Each of the Directors of Cirralto Limited has consented to the lodgement of this Prospectus in accordance with section 720 of the Corporations Act and has not withdrawn that consent.

Signed for and on behalf of Cirralto Limited:

_______________________________

Peter Richards Chairman

7. DEFINITIONS

Acquisition means the acquisition of Appstablishment in accordance with the Acquisition Agreement.

Acquisition Agreement means the conditional share sale and purchase agreement entered into between the Company and Appstablishment on 5 December 2019 for the sale by the Vendors and purchase by the Company of 100% of the shares in Appstablishment.

AEST means Australian Eastern Standard Time.

Applicant means an investor who applies for Securities pursuant to the Offer.

Application Form means an application form attached to or accompanying this Prospectus.

Appstablishment means Appstablishment Software Group Pty Ltd (ACN 602 855 167).

ASIC means the Australian Securities and Investments Commission.

ASX means ASX Limited (ABN 98 008 624 691) operating as the Australian Securities Exchange.

Business Day means any day which is defined to be a Business Day pursuant to Listing Rule 19.12 of the Listing Rules.

CHESS means Clearing House Electronic Sub-register System of ASX Settlement Pty Ltd (ACN 008 504 532).

Closing Date means the closing date of the Offer being 5.00pm AEST on 4 June 2021 (unless extended).

Company means Cirralto Limited (ACN 099 084 143).

Constitution means the Company's Constitution as at the date of this Prospectus.

Corporations Act means the Corporations Act 2001 (Cth).

Cth means the Commonwealth of Australia.

Directors means directors of the Company.

Dollars or $ means dollars in Australian currency.

GST means goods and service tax levied in Australia pursuant to A New Tax System (Goods and Services Tax) Act 1999 (Cth).

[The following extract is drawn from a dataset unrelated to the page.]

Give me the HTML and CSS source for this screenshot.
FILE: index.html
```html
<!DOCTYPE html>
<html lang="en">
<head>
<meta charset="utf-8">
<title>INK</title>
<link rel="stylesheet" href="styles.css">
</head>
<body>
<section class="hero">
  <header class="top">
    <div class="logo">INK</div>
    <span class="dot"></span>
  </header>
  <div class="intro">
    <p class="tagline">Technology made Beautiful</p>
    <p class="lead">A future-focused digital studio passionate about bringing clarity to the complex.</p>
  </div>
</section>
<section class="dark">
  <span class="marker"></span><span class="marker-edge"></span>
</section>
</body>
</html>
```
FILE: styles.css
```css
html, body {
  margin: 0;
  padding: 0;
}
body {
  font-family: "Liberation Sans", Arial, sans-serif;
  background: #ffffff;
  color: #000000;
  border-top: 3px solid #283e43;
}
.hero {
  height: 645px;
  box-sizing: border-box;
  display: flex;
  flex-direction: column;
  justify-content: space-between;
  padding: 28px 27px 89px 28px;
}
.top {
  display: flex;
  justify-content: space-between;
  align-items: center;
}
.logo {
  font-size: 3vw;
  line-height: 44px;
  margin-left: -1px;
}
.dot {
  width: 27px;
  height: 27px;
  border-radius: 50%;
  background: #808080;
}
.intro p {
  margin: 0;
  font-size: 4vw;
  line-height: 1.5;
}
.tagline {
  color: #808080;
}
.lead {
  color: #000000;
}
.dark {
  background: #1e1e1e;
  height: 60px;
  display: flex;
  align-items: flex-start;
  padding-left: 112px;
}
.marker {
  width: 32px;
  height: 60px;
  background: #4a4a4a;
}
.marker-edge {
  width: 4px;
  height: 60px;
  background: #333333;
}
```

Listed Option means an Option with the terms and conditions set out in Section 4.2

Listing Rules means the Listing Rules of the ASX.

Offers means Share Cleansing Offer and the Option Cleansing Offer.

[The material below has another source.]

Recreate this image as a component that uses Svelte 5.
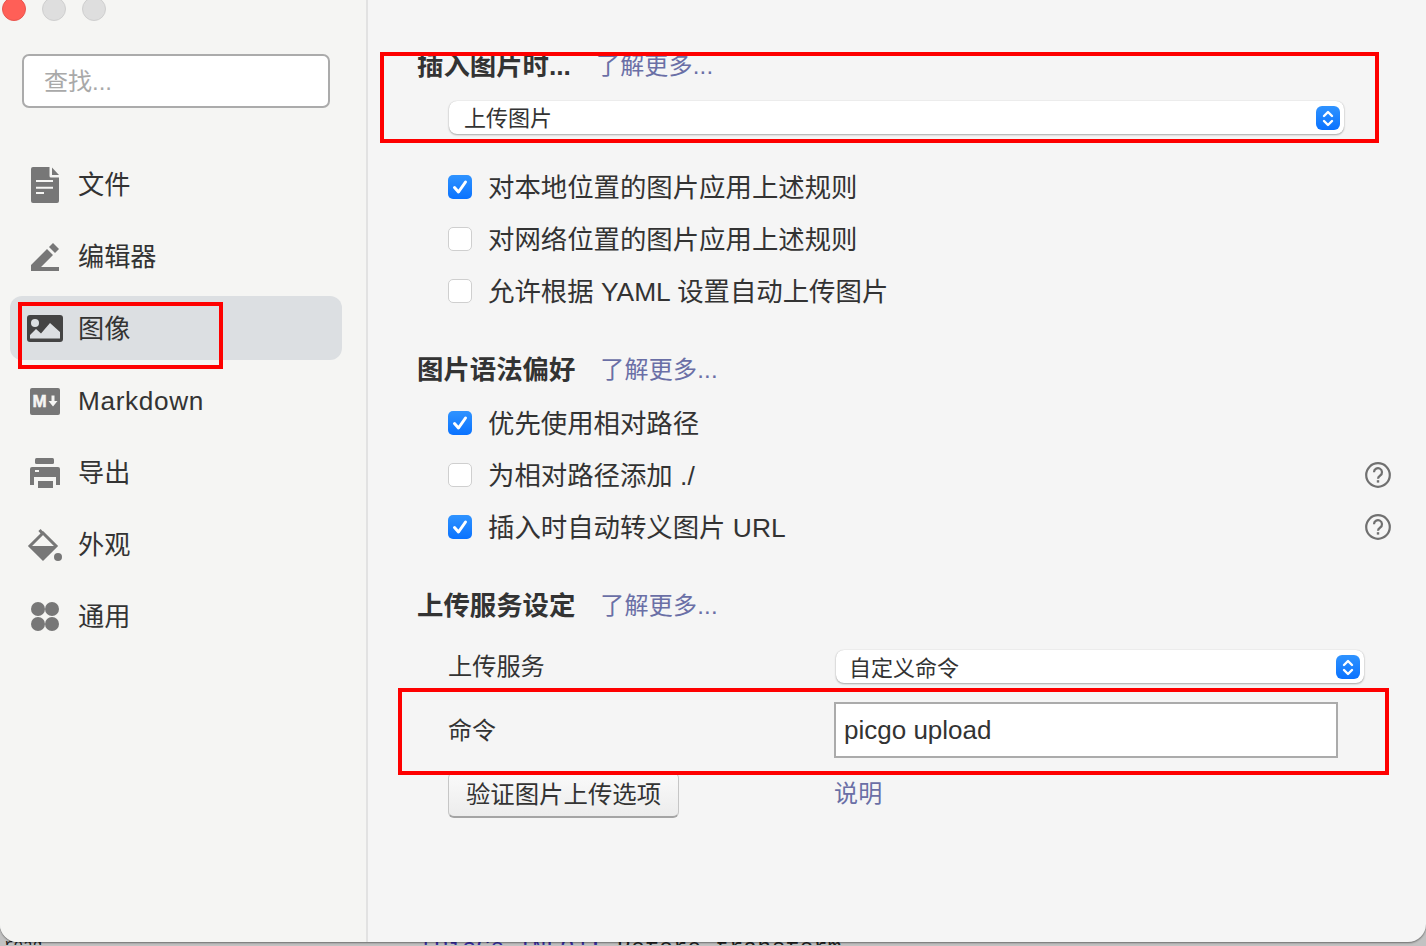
<script>
  const nav = [
    { id: 'file', label: '文件' },
    { id: 'edit', label: '编辑器' },
    { id: 'image', label: '图像', active: true },
    { id: 'md', label: 'Markdown', latin: true },
    { id: 'export', label: '导出' },
    { id: 'look', label: '外观' },
    { id: 'general', label: '通用' }
  ];
  const firstChecks = [
    { label: '对本地位置的图片应用上述规则', on: true },
    { label: '对网络位置的图片应用上述规则' },
    { label: '允许根据 YAML 设置自动上传图片' }
  ];
  const syntaxChecks = [
    { label: '优先使用相对路径', on: true },
    { label: '为相对路径添加 ./', help: true },
    { label: '插入时自动转义图片 URL', on: true, help: true }
  ];
</script>

{#snippet check(item)}
  <div class="check-row">
    <span class="box" class:on={item.on}>
      {#if item.on}
        <svg viewBox="0 0 24 24" width="24" height="24"><path d="M6.5 12.5 L10.5 17 L17.5 7" fill="none" stroke="#fff" stroke-width="3" stroke-linecap="round" stroke-linejoin="round"/></svg>
      {/if}
    </span>
    <span class="check-text">{item.label}</span>
    {#if item.help}
      <svg class="help" viewBox="0 0 26 26" width="26" height="26">
        <circle cx="13" cy="13" r="11.8" fill="none" stroke="#707070" stroke-width="2.2"/>
        <path d="M9 10.2 a4 4 0 1 1 6.2 3.3 c-1.5 1-2.2 1.6-2.2 3.2" fill="none" stroke="#707070" stroke-width="2.2"/>
        <rect x="11.8" y="18.2" width="2.4" height="2.4" fill="#707070"/>
      </svg>
    {/if}
  </div>
{/snippet}

{#snippet stepper()}
  <span class="stepper">
    <svg viewBox="0 0 24 24" width="24" height="24"><path d="M8 10 L12 6 L16 10 M8 15 L12 19 L16 15" fill="none" stroke="#fff" stroke-width="2.4" stroke-linecap="round" stroke-linejoin="round"/></svg>
  </span>
{/snippet}

{#snippet icon(id)}
  <svg class="nav-icon" viewBox="0 0 36 36" width="36" height="36">
    {#if id === 'file'}
      <path d="M6 1 H22.5 V10 a1.5 1.5 0 0 0 1.5 1.5 H32 V35 a2 2 0 0 1-2 2 H6 a2 2 0 0 1-2-2 V3 a2 2 0 0 1 2-2z" fill="#777"/>
      <path d="M25 1.5 L32 9 H25z" fill="#777"/>
      <path d="M9 14 H26 V16 H9z M9 20.7 H26 V22.7 H9z M9 26 H17 V28 H9z" fill="#f5f5f3"/>
    {:else if id === 'edit'}
      <path d="M4 33 V27 L20 11 L26 17 L14 29 H32 V33z" fill="#777"/>
      <path d="M22 9 L26 5 L32 11 L28 15z" fill="#777"/>
    {:else if id === 'image'}
      <rect x="0" y="5" width="36" height="27" rx="3" fill="#444"/>
      <circle cx="8" cy="13" r="4" fill="#dcdfe2"/>
      <path d="M3 28.5 V25 L9 19 L14 23.5 L23 13 L33 22 V28.5z" fill="#dcdfe2"/>
    {:else if id === 'md'}
      <rect x="3" y="6" width="30" height="27" rx="2" fill="#777"/>
      <text x="5.5" y="25" class="md-m">M</text>
      <path d="M24.5 13.5 H27.5 V19 H30.5 L26 24.5 L21.5 19 H24.5z" fill="#f5f5f3"/>
    {:else if id === 'export'}
      <rect x="8" y="4" width="19" height="6" rx="1.5" fill="#777"/>
      <path d="M5 13 H31 a2 2 0 0 1 2 2 V31 H29 V23 H7 V31 H3 V15 a2 2 0 0 1 2-2z" fill="#777"/>
      <rect x="11" y="27" width="15" height="7" fill="#777"/>
      <rect x="8" y="16" width="4" height="2" fill="#f5f5f3"/>
    {:else if id === 'look'}
      <path d="M12.5 4 L16 8 M16 7 L29 20 L16 33 L3 20z" fill="none" stroke="#777" stroke-width="3"/>
      <path d="M2 20 H30 L16 34z" fill="#777"/>
      <circle cx="31" cy="31" r="4" fill="#777"/>
    {:else}
      <circle cx="11" cy="11" r="7" fill="#777"/>
      <circle cx="25" cy="11" r="7" fill="#777"/>
      <circle cx="11" cy="26" r="7" fill="#777"/>
      <circle cx="25" cy="26" r="7" fill="#777"/>
    {/if}
  </svg>
{/snippet}

<div class="page">
  <div class="window">
    <aside class="sidebar">
      <div class="lights">
        <span class="light red"></span>
        <span class="light"></span>
        <span class="light"></span>
      </div>
      <input class="search" placeholder="查找..." />
      <nav class="nav">
        {#each nav as item}
          <div class="nav-item" class:active={item.active}>
            {@render icon(item.id)}
            <span class={item.latin ? 'nav-latin' : 'nav-text'}>{item.label}</span>
          </div>
        {/each}
      </nav>
    </aside>

    <main class="main">
      <div class="heading first"><strong>插入图片时...</strong><a href="#a" class="link">了解更多...</a></div>
      <div class="select wide"><span>上传图片</span>{@render stepper()}</div>

      <div class="checks c1">
        {#each firstChecks as item}{@render check(item)}{/each}
      </div>

      <div class="heading"><strong>图片语法偏好</strong><a href="#b" class="link">了解更多...</a></div>
      <div class="checks c2">
        {#each syntaxChecks as item}{@render check(item)}{/each}
      </div>

      <div class="heading"><strong>上传服务设定</strong><a href="#c" class="link">了解更多...</a></div>

      <div class="form-row service">
        <span class="label">上传服务</span>
        <div class="select narrow"><span>自定义命令</span>{@render stepper()}</div>
      </div>
      <div class="form-row command">
        <span class="label small">命令</span>
        <input class="cmd" value="picgo upload" />
      </div>
      <div class="form-row verify">
        <button class="btn"><span>验证图片上传选项</span></button>
        <a href="#d" class="link doc">说明</a>
      </div>
    </main>
  </div>

  <div class="strip">
    <span class="log-left">read</span>
    <span class="log-a">[PicGo INFO]:</span>
    <span class="log-b">Before transform</span>
  </div>

  <div class="mark m1"></div>
  <div class="mark m2"></div>
  <div class="mark m3"></div>
</div>

<style>
  :global(body) { margin: 0; overflow: hidden; }

  .page {
    position: relative;
    width: 1426px;
    height: 946px;
    overflow: hidden;
    background: #c2c2c2;
    font-family: "Liberation Sans", "Noto Sans CJK SC", sans-serif;
    color: #333;
  }

  .window {
    display: flex;
    height: 942px;
    background: #f5f5f5;
    border-radius: 0 0 18px 18px;
    overflow: hidden;
    box-shadow: 0 1px 2px rgba(0, 0, 0, 0.45);
    position: relative;
    z-index: 1;
  }

  .sidebar {
    position: relative;
    box-sizing: border-box;
    width: 368px;
    flex: none;
    padding: 54px 0 0 0;
    background: #f5f5f3;
    border-right: 2px solid #e2e2e2;
  }

  .lights {
    position: absolute;
    top: -3px;
    left: 2px;
    display: flex;
    gap: 16px;
  }
  .light {
    box-sizing: border-box;
    width: 24px;
    height: 24px;
    border-radius: 50%;
    background: #dedede;
    border: 1px solid #cfcfcf;
  }
  .light.red { background: #ff5f57; border-color: #e9544d; }

  .search {
    display: block;
    box-sizing: border-box;
    width: 308px;
    height: 54px;
    margin-left: 22px;
    padding: 2px 20px 0;
    border: 2px solid #ababab;
    border-radius: 7px;
    background: #fff;
    font: inherit;
    font-size: 24px;
    outline: none;
  }
  .search::placeholder { color: #a9a9a9; opacity: 1; }

  .nav {
    display: flex;
    flex-direction: column;
    gap: 8px;
    width: 332px;
    margin: 44px 0 0 10px;
  }
  .nav-item {
    display: flex;
    align-items: center;
    gap: 15px;
    height: 64px;
    padding-left: 17px;
    border-radius: 12px;
    font-size: 26.2px;
  }
  .nav-item.active { background: #dcdfe2; }
  .nav-text { padding-bottom: 2px; }
  .nav-latin { padding-top: 2px; letter-spacing: 0.65px; }
  .nav-icon { flex: none; overflow: visible; }
  .md-m {
    font: bold 17px "Liberation Sans", sans-serif;
    fill: #f5f5f3;
    stroke: #f5f5f3;
    stroke-width: 0.5px;
  }

  .main {
    flex: 1;
    min-width: 0;
    padding: 48px 35px 0 49px;
    font-size: 26.4px;
  }

  .heading {
    display: flex;
    align-items: center;
    gap: 25px;
    height: 34px;
    margin-top: 35px;
  }
  .heading.first { margin-top: 0; }
  .heading strong { font-weight: 700; font-size: 26.4px; padding-bottom: 4px; }
  .heading .link { padding-bottom: 4px; }

  .link {
    color: #6a6fa6;
    text-decoration: none;
    font-size: 24px;
    letter-spacing: 0.2px;
  }

  .select {
    display: flex;
    align-items: center;
    justify-content: space-between;
    box-sizing: border-box;
    height: 33px;
    padding: 0 4px 0 15px;
    background: #fff;
    border-radius: 8px;
    font-size: 22px;
    box-shadow: 0 1px 2px rgba(0, 0, 0, 0.3), 0 0 1px rgba(0, 0, 0, 0.2);
  }
  .select > span:first-child { padding-bottom: 4px; }
  .select.wide { width: 895px; margin: 19px 0 0 32px; }
  .select.narrow { width: 528px; margin-left: 2px; padding-left: 13px; }
  .select.narrow > span:first-child { padding-bottom: 2px; }

  .stepper {
    display: block;
    width: 24px;
    height: 24px;
    border-radius: 6px;
    background: linear-gradient(#2f93ff, #0a72ff);
  }
  .stepper svg { display: block; }

  .checks { margin-left: 31px; }
  .c1 { margin-top: 27px; }
  .c2 { margin-top: 11px; }

  .check-row {
    display: flex;
    align-items: center;
    gap: 16px;
    height: 52px;
  }
  .check-text { padding-bottom: 4px; }
  .box {
    box-sizing: border-box;
    flex: none;
    width: 24px;
    height: 24px;
    border: 1px solid #cfcfcf;
    border-radius: 5px;
    background: #fff;
  }
  .box.on {
    border: none;
    background: linear-gradient(#2f93ff, #0a72ff);
  }
  .box svg { display: block; }
  .help { margin-left: auto; flex: none; }

  .form-row {
    display: grid;
    grid-template-columns: 386px 1fr;
    grid-template-rows: 100%;
    align-items: center;
    margin-left: 31px;
  }
  .service { margin-top: 28px; height: 33px; }
  .command { margin-top: 19px; height: 56px; }
  .verify { margin-top: 14px; height: 46px; }

  .label { font-size: 24.2px; padding-bottom: 5px; }
  .label.small { font-size: 24px; padding-bottom: 4px; }

  .cmd {
    box-sizing: border-box;
    width: 504px;
    height: 56px;
    padding: 0 8px;
    border: 2px solid #ababab;
    background: #fff;
    font: inherit;
    font-size: 26px;
    color: #333;
    outline: none;
    border-radius: 0;
  }

  .btn {
    box-sizing: border-box;
    justify-self: start;
    width: 231px;
    height: 46px;
    padding: 0 0 4px;
    border: 1px solid #c6c6c6;
    border-bottom: 2px solid #a4a4a4;
    border-radius: 6px;
    background: linear-gradient(#fafafa, #ececec);
    font: inherit;
    font-size: 24.4px;
    color: #333;
  }
  .doc { font-size: 24px; padding-bottom: 8px; }

  .strip {
    position: relative;
    height: 4px;
    overflow: hidden;
    font: 23.4px/1 "Liberation Mono", monospace;
    color: #222;
    white-space: pre;
    display: flex;
    margin-top: -1px;
  }
  .strip span { margin-top: -3px; }
  .log-left { margin-left: 4px; width: 416px; flex: none; font-size: 16px; }
  .log-a { color: #3a2fa5; width: 197px; flex: none; }

  .mark {
    position: absolute;
    z-index: 2;
    box-sizing: border-box;
    border: 4px solid #fe0000;
    pointer-events: none;
  }
  .m1 { left: 380px; top: 52px; width: 999px; height: 91px; }
  .m2 { left: 18px; top: 302px; width: 205px; height: 67px; }
  .m3 { left: 398px; top: 688px; width: 991px; height: 87px; }
</style>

Opening Date means 2 June 2021.

Option means an option to acquire a Share.

Option Cleansing Offer means the offer of up to 10,000 Listed Options pursuant to this Prospectus for the purpose of removing any trading restrictions attaching to Listed Options issued prior to the Closing Date.

Prospectus means this prospectus dated 2 June 2021.

Quotation and Official Quotation means official quotation on ASX.

Securities means Shares and/or Options.

Share means a fully paid ordinary share in the capital of the Company.

Share Cleansing Offer means the offer of up to 10,000 Shares pursuant to this Prospectus for the purpose of removing any trading restrictions attaching to Shares issued prior to the Closing Date.

Shareholder means the holder of a Share as recorded in the register of the Company.

Share Registry means the share registry of the Company as specified in the corporate directory of this Prospectus.

Vendors means the shareholders of Appstablishment.